I do not know of many poems which brim with such tremendous optimism. Thank God, there is no classical allusion, though some obscurity is there.. Browning the poet is praising the musician and his superiority! We are not sure whether it is Browning speaking or Abt Vogler, the character. The superiority of the musician  is because of his direct communion  with God- God whispers in his very ears! We who are students of Tyagaraja know how true it is! For Tyagaraja  says that  Rama   directly imparted him Kirtanas that both confer benefits of this world and liberation-  bhukti mukti galgu nani kirtamu bodhinche vadu ! ( Kirtana implies both Sahitya and the melody, so we take it that he got both from Rama!)

But then, poets too can claim such direct communion and vision. Even if Valmiki and Kalidasa are dismissed as legendary,  we have Arunagrinatha and   many  other saint-singers of medieval India who were inspired to great poetry by divine intervention. In recent times, we have both Tyagaraja and Muthuswamy Dikshitar who were inspired thus. And the last two were both musicians and poets.
But we can surely agree that music is more innately divine than even poetry, for it can rise beyond words, or even dispense with words, though the blend of melody and meaning is also sublime! Let us not forget, in India till recently poetry was sung! 55 years ago that is how we were taught in schools. And each type of Tamil verse ( Venba, viruttam, etc) was set to a distinct melody and rhythm! Dr. U. V. Swaminatha Iyer has written about it. I have heard Aiyamperumal Konar, the Tamil scholar, recite Kamba Ramayana in melodious tunes.
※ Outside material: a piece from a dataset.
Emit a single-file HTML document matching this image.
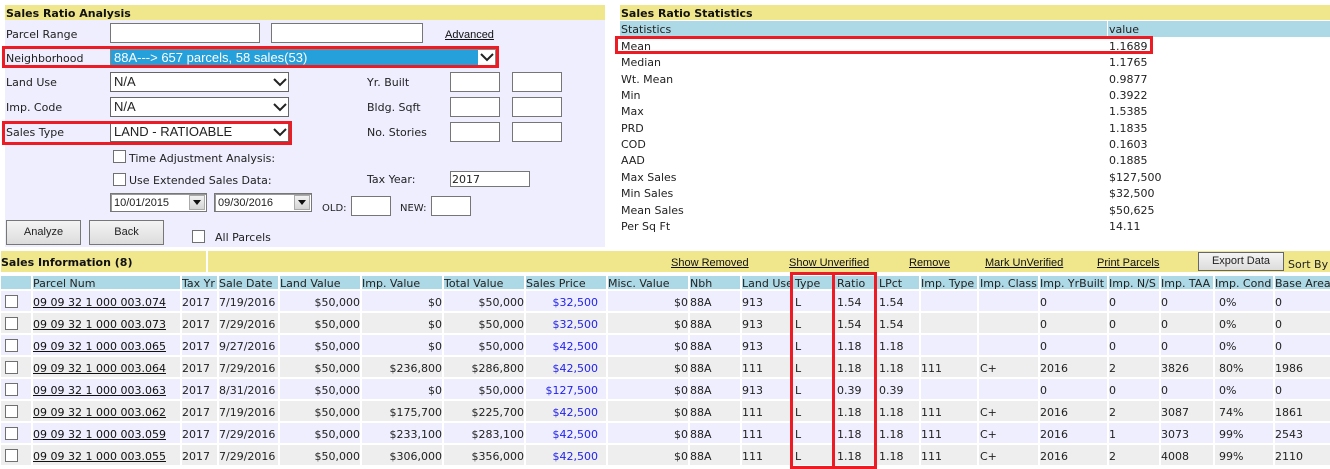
<!DOCTYPE html>
<html><head><meta charset="utf-8"><style>
html,body{margin:0;padding:0;background:#fff}
body{width:1330px;height:469px;position:relative;overflow:hidden;font:11px/13px "DejaVu Sans",Verdana,sans-serif;color:#222}
.a{position:absolute;white-space:nowrap}
.t{position:absolute;white-space:nowrap;line-height:14px;margin-top:1px}
.y{position:absolute;background:#f0e68c}
.b{font-weight:bold;color:#111}
.i{position:absolute;background:#fff;border:1px solid #767676;box-sizing:border-box}
.s{position:absolute;background:#fff;border:1px solid #666;box-sizing:border-box;font:13px/18px "Liberation Sans",Arial,sans-serif;padding-left:3px;color:#222;white-space:nowrap}
.s svg{position:absolute;right:0;top:3px}
.c{position:absolute;width:13px;height:13px;background:#fff;border:1px solid #707070;box-sizing:border-box}
.btn{position:absolute;box-sizing:border-box;border:1px solid #777;background:linear-gradient(#f4f4f4,#dcdcdc);font:11px/22px "Liberation Sans",Arial,sans-serif;text-align:center;color:#222}
.u{text-decoration:underline;color:#111}
.l{font:11px/14px "Liberation Sans",Arial,sans-serif}
.r{position:absolute;border:3px solid #ed1c24;box-sizing:border-box}
.dp{position:absolute;background:#fff;border:1px solid #777;box-shadow:inset 1px 1px 0 #999;box-sizing:border-box;font:11px/19px "Liberation Sans",Arial,sans-serif;padding-left:3px;color:#222}
.dp i{position:absolute;right:1px;top:1px;width:16px;height:15px;background:linear-gradient(#f2f2f2,#d4d4d4);border:1px solid #aaa;box-sizing:border-box}
.dp i:after{content:"";position:absolute;left:3px;top:4px;border:4px solid transparent;border-top:5px solid #111;border-bottom:0}
table{position:absolute;left:-1px;top:274px;border-collapse:separate;border-spacing:2px;table-layout:fixed;width:1343px}
th,td{padding:0;overflow:hidden;white-space:nowrap;font-weight:normal;text-align:left;box-sizing:border-box;color:#222}
th{background:#add8e6;height:13px;line-height:11px;padding-top:2px}
td{height:20px;line-height:16px;padding-top:4px;background:#eef}
tr.g td{background:#eee}
th:nth-child(12),td:nth-child(12),th:nth-child(13),td:nth-child(13){padding-left:3px}
th:nth-child(14),td:nth-child(14){padding-left:2px}
th:nth-child(16),td:nth-child(16){padding-left:1px}
td.m{text-align:right}
td.p{text-align:right;padding-right:8px;color:#2222ee}
td.k{text-align:left;padding-left:4px}
td a{color:#111;text-decoration:underline}
td.x{position:relative;padding:0}
td.x div{position:absolute;left:4px;top:4px;width:13px;height:13px;background:#fff;border:1px solid #707070;box-sizing:border-box}
</style></head><body>

<div class="a" style="left:5px;top:5px;width:600px;height:242px;background:#eef"></div>
<div class="y" style="left:5px;top:5px;width:600px;height:15px"></div>
<div class="t b" style="left:6px;top:6px">Sales Ratio Analysis</div>

<div class="t" style="left:6px;top:27px">Parcel Range</div>
<div class="i" style="left:110px;top:23px;width:150px;height:20px"></div>
<div class="i" style="left:271px;top:23px;width:152px;height:20px"></div>
<div class="a l u" style="left:445px;top:28px">Advanced</div>

<div class="t" style="left:6px;top:51px">Neighborhood</div>
<div class="s" style="left:110px;top:49px;width:386px;height:17px;line-height:15px;background:#fff;padding-left:0;border-color:#888">
<div style="position:absolute;left:0;top:0;width:367px;height:15px;background:#26a0da;color:#fff;padding-left:3px;box-sizing:border-box">88A---&gt; 657 parcels, 58 sales(53)</div>
<svg width="16" height="12" style="top:1px"><path d="M2 3L8 9L14 3" fill="none" stroke="#222" stroke-width="2"/></svg></div>

<div class="t" style="left:6px;top:75px">Land Use</div>
<div class="s" style="left:110px;top:72px;width:179px;height:20px">N/A<svg width="16" height="12"><path d="M2 3L8 9L14 3" fill="none" stroke="#222" stroke-width="2"/></svg></div>
<div class="t" style="left:6px;top:100px">Imp. Code</div>
<div class="s" style="left:110px;top:97px;width:179px;height:20px">N/A<svg width="16" height="12"><path d="M2 3L8 9L14 3" fill="none" stroke="#222" stroke-width="2"/></svg></div>
<div class="t" style="left:6px;top:125px">Sales Type</div>
<div class="s" style="left:110px;top:122px;width:179px;height:20px">LAND - RATIOABLE<svg width="16" height="12"><path d="M2 3L8 9L14 3" fill="none" stroke="#222" stroke-width="2"/></svg></div>

<div class="t" style="left:367px;top:75px">Yr. Built</div>
<div class="t" style="left:367px;top:100px">Bldg. Sqft</div>
<div class="t" style="left:367px;top:125px">No. Stories</div>
<div class="i" style="left:450px;top:72px;width:50px;height:20px"></div>
<div class="i" style="left:512px;top:72px;width:50px;height:20px"></div>
<div class="i" style="left:450px;top:97px;width:50px;height:20px"></div>
<div class="i" style="left:512px;top:97px;width:50px;height:20px"></div>
<div class="i" style="left:450px;top:122px;width:50px;height:20px"></div>
<div class="i" style="left:512px;top:122px;width:50px;height:20px"></div>

<div class="c" style="left:113px;top:150px"></div>
<div class="t" style="left:129px;top:151px">Time Adjustment Analysis:</div>
<div class="c" style="left:113px;top:173px"></div>
<div class="t" style="left:129px;top:173px">Use Extended Sales Data:</div>
<div class="t" style="left:367px;top:172px">Tax Year:</div>
<div class="i" style="left:450px;top:171px;width:80px;height:16px;font-size:11px;line-height:16px;padding-left:1px;color:#222">2017</div>

<div class="dp" style="left:110px;top:193px;width:97px;height:19px">10/01/2015<i></i></div>
<div class="dp" style="left:214px;top:193px;width:98px;height:19px">09/30/2016<i></i></div>
<div class="t" style="left:322px;top:201px;font-size:10px">OLD:</div>
<div class="i" style="left:351px;top:196px;width:40px;height:20px"></div>
<div class="t" style="left:400px;top:201px;font-size:10px">NEW:</div>
<div class="i" style="left:431px;top:196px;width:40px;height:20px"></div>

<div class="btn" style="left:6px;top:220px;width:75px;height:25px">Analyze</div>
<div class="btn" style="left:89px;top:220px;width:75px;height:25px">Back</div>
<div class="c" style="left:192px;top:230px"></div>
<div class="t" style="left:215px;top:230px">All Parcels</div>

<div class="y" style="left:620px;top:5px;width:710px;height:15px"></div>
<div class="t b" style="left:621px;top:6px">Sales Ratio Statistics</div>
<div class="a" style="left:620px;top:21px;width:487px;height:16px;background:#add8e6"></div>
<div class="a" style="left:1108px;top:21px;width:222px;height:16px;background:#add8e6"></div>
<div class="t" style="left:621px;top:22px">Statistics</div>
<div class="t" style="left:1109px;top:22px">value</div>
<div class="t" style="left:621px;top:39px">Mean</div><div class="t" style="left:1109px;top:39px">1.1689</div>
<div class="t" style="left:621px;top:55px">Median</div><div class="t" style="left:1109px;top:55px">1.1765</div>
<div class="t" style="left:621px;top:72px">Wt. Mean</div><div class="t" style="left:1109px;top:72px">0.9877</div>
<div class="t" style="left:621px;top:88px">Min</div><div class="t" style="left:1109px;top:88px">0.3922</div>
<div class="t" style="left:621px;top:104px">Max</div><div class="t" style="left:1109px;top:104px">1.5385</div>
<div class="t" style="left:621px;top:121px">PRD</div><div class="t" style="left:1109px;top:121px">1.1835</div>
<div class="t" style="left:621px;top:137px">COD</div><div class="t" style="left:1109px;top:137px">0.1603</div>
<div class="t" style="left:621px;top:153px">AAD</div><div class="t" style="left:1109px;top:153px">0.1885</div>
<div class="t" style="left:621px;top:170px">Max Sales</div><div class="t" style="left:1109px;top:170px">$127,500</div>
<div class="t" style="left:621px;top:186px">Min Sales</div><div class="t" style="left:1109px;top:186px">$32,500</div>
<div class="t" style="left:621px;top:203px">Mean Sales</div><div class="t" style="left:1109px;top:203px">$50,625</div>
<div class="t" style="left:621px;top:219px">Per Sq Ft</div><div class="t" style="left:1109px;top:219px">14.11</div>

<div class="y" style="left:1px;top:251px;width:205px;height:21px"></div>
<div class="y" style="left:208px;top:251px;width:1122px;height:21px"></div>
<div class="t b" style="left:1px;top:255px">Sales Information (8)</div>
<div class="a l u" style="left:671px;top:256px">Show Removed</div>
<div class="a l u" style="left:789px;top:256px">Show Unverified</div>
<div class="a l u" style="left:909px;top:256px">Remove</div>
<div class="a l u" style="left:985px;top:256px">Mark UnVerified</div>
<div class="a l u" style="left:1097px;top:256px">Print Parcels</div>
<div class="btn" style="left:1198px;top:252px;width:86px;height:19px;line-height:17px;border-color:#666">Export Data</div>
<div class="t" style="left:1288px;top:257px">Sort By</div>

<table>
<colgroup><col style="width:30px"><col style="width:147px"><col style="width:35px"><col style="width:59px"><col style="width:80px"><col style="width:80px"><col style="width:80px"><col style="width:80px"><col style="width:80px"><col style="width:50px"><col style="width:48px"><col style="width:40px"><col style="width:41px"><col style="width:42px"><col style="width:56px"><col style="width:59px"><col style="width:67px"><col style="width:50px"><col style="width:52px"><col style="width:58px"><col style="width:65px"></colgroup>
<tr><th></th><th>Parcel Num</th><th>Tax Yr</th><th>Sale Date</th><th>Land Value</th><th>Imp. Value</th><th>Total Value</th><th>Sales Price</th><th>Misc. Value</th><th>Nbh</th><th>Land Use</th><th>Type</th><th>Ratio</th><th>LPct</th><th>Imp. Type</th><th>Imp. Class</th><th>Imp. YrBuilt</th><th>Imp. N/S</th><th>Imp. TAA</th><th>Imp. Cond</th><th>Base Area</th></tr>
<tr><td class="x"><div></div></td><td><a>09 09 32 1 000 003.074</a></td><td>2017</td><td>7/19/2016</td><td class="m">$50,000</td><td class="m">$0</td><td class="m">$50,000</td><td class="p">$32,500</td><td class="m">$0</td><td>88A</td><td>913</td><td>L</td><td>1.54</td><td>1.54</td><td></td><td></td><td>0</td><td>0</td><td>0</td><td class="k">0%</td><td>0</td></tr>
<tr class="g"><td class="x"><div></div></td><td><a>09 09 32 1 000 003.073</a></td><td>2017</td><td>7/29/2016</td><td class="m">$50,000</td><td class="m">$0</td><td class="m">$50,000</td><td class="p">$32,500</td><td class="m">$0</td><td>88A</td><td>913</td><td>L</td><td>1.54</td><td>1.54</td><td></td><td></td><td>0</td><td>0</td><td>0</td><td class="k">0%</td><td>0</td></tr>
<tr><td class="x"><div></div></td><td><a>09 09 32 1 000 003.065</a></td><td>2017</td><td>9/27/2016</td><td class="m">$50,000</td><td class="m">$0</td><td class="m">$50,000</td><td class="p">$42,500</td><td class="m">$0</td><td>88A</td><td>913</td><td>L</td><td>1.18</td><td>1.18</td><td></td><td></td><td>0</td><td>0</td><td>0</td><td class="k">0%</td><td>0</td></tr>
<tr class="g"><td class="x"><div></div></td><td><a>09 09 32 1 000 003.064</a></td><td>2017</td><td>7/29/2016</td><td class="m">$50,000</td><td class="m">$236,800</td><td class="m">$286,800</td><td class="p">$42,500</td><td class="m">$0</td><td>88A</td><td>111</td><td>L</td><td>1.18</td><td>1.18</td><td>111</td><td>C+</td><td>2016</td><td>2</td><td>3826</td><td class="k">80%</td><td>1986</td></tr>
<tr><td class="x"><div></div></td><td><a>09 09 32 1 000 003.063</a></td><td>2017</td><td>8/31/2016</td><td class="m">$50,000</td><td class="m">$0</td><td class="m">$50,000</td><td class="p">$127,500</td><td class="m">$0</td><td>88A</td><td>913</td><td>L</td><td>0.39</td><td>0.39</td><td></td><td></td><td>0</td><td>0</td><td>0</td><td class="k">0%</td><td>0</td></tr>
<tr class="g"><td class="x"><div></div></td><td><a>09 09 32 1 000 003.062</a></td><td>2017</td><td>7/19/2016</td><td class="m">$50,000</td><td class="m">$175,700</td><td class="m">$225,700</td><td class="p">$42,500</td><td class="m">$0</td><td>88A</td><td>111</td><td>L</td><td>1.18</td><td>1.18</td><td>111</td><td>C+</td><td>2016</td><td>2</td><td>3087</td><td class="k">74%</td><td>1861</td></tr>
<tr><td class="x"><div></div></td><td><a>09 09 32 1 000 003.059</a></td><td>2017</td><td>7/29/2016</td><td class="m">$50,000</td><td class="m">$233,100</td><td class="m">$283,100</td><td class="p">$42,500</td><td class="m">$0</td><td>88A</td><td>111</td><td>L</td><td>1.18</td><td>1.18</td><td>111</td><td>C+</td><td>2016</td><td>1</td><td>3073</td><td class="k">99%</td><td>2543</td></tr>
<tr class="g"><td class="x"><div></div></td><td><a>09 09 32 1 000 003.055</a></td><td>2017</td><td>7/29/2016</td><td class="m">$50,000</td><td class="m">$306,000</td><td class="m">$356,000</td><td class="p">$42,500</td><td class="m">$0</td><td>88A</td><td>111</td><td>L</td><td>1.18</td><td>1.18</td><td>111</td><td>C+</td><td>2016</td><td>2</td><td>4008</td><td class="k">99%</td><td>2110</td></tr>
</table>

<div class="r" style="left:2px;top:46px;width:497px;height:22px"></div>
<div class="r" style="left:2px;top:121px;width:290px;height:24px"></div>
<div class="r" style="left:615px;top:36px;width:538px;height:18px"></div>
<div class="r" style="left:790px;top:272px;width:45px;height:197px"></div>
<div class="r" style="left:832px;top:272px;width:45px;height:197px"></div>
</body></html>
Of course, our Kirtana performers still recite the slokas from Ramayana, Bhagavatam  etc in specific tunes. They are not just read. It is clear that the melody enhances the effect of the words, their emotional impact called Bhava.

In a way,  true poetry has to take us beyond the immediate sense of the words. To some extent we already see this in idioms, where the words taken together mean more than or different from what individual words convey!

One more reflection: THERE SHALL NEVER BE ONE LOST GOOD!  This reminds us instantly of the injunction of the Gita in 6.40 that the doer of good shall never come to grief: nahi kalyanakrut kaschid durgatim gachchati ! This actually implies that the good is not lost!

Abt Vogler is typical Browning. Demands great attention and  effort.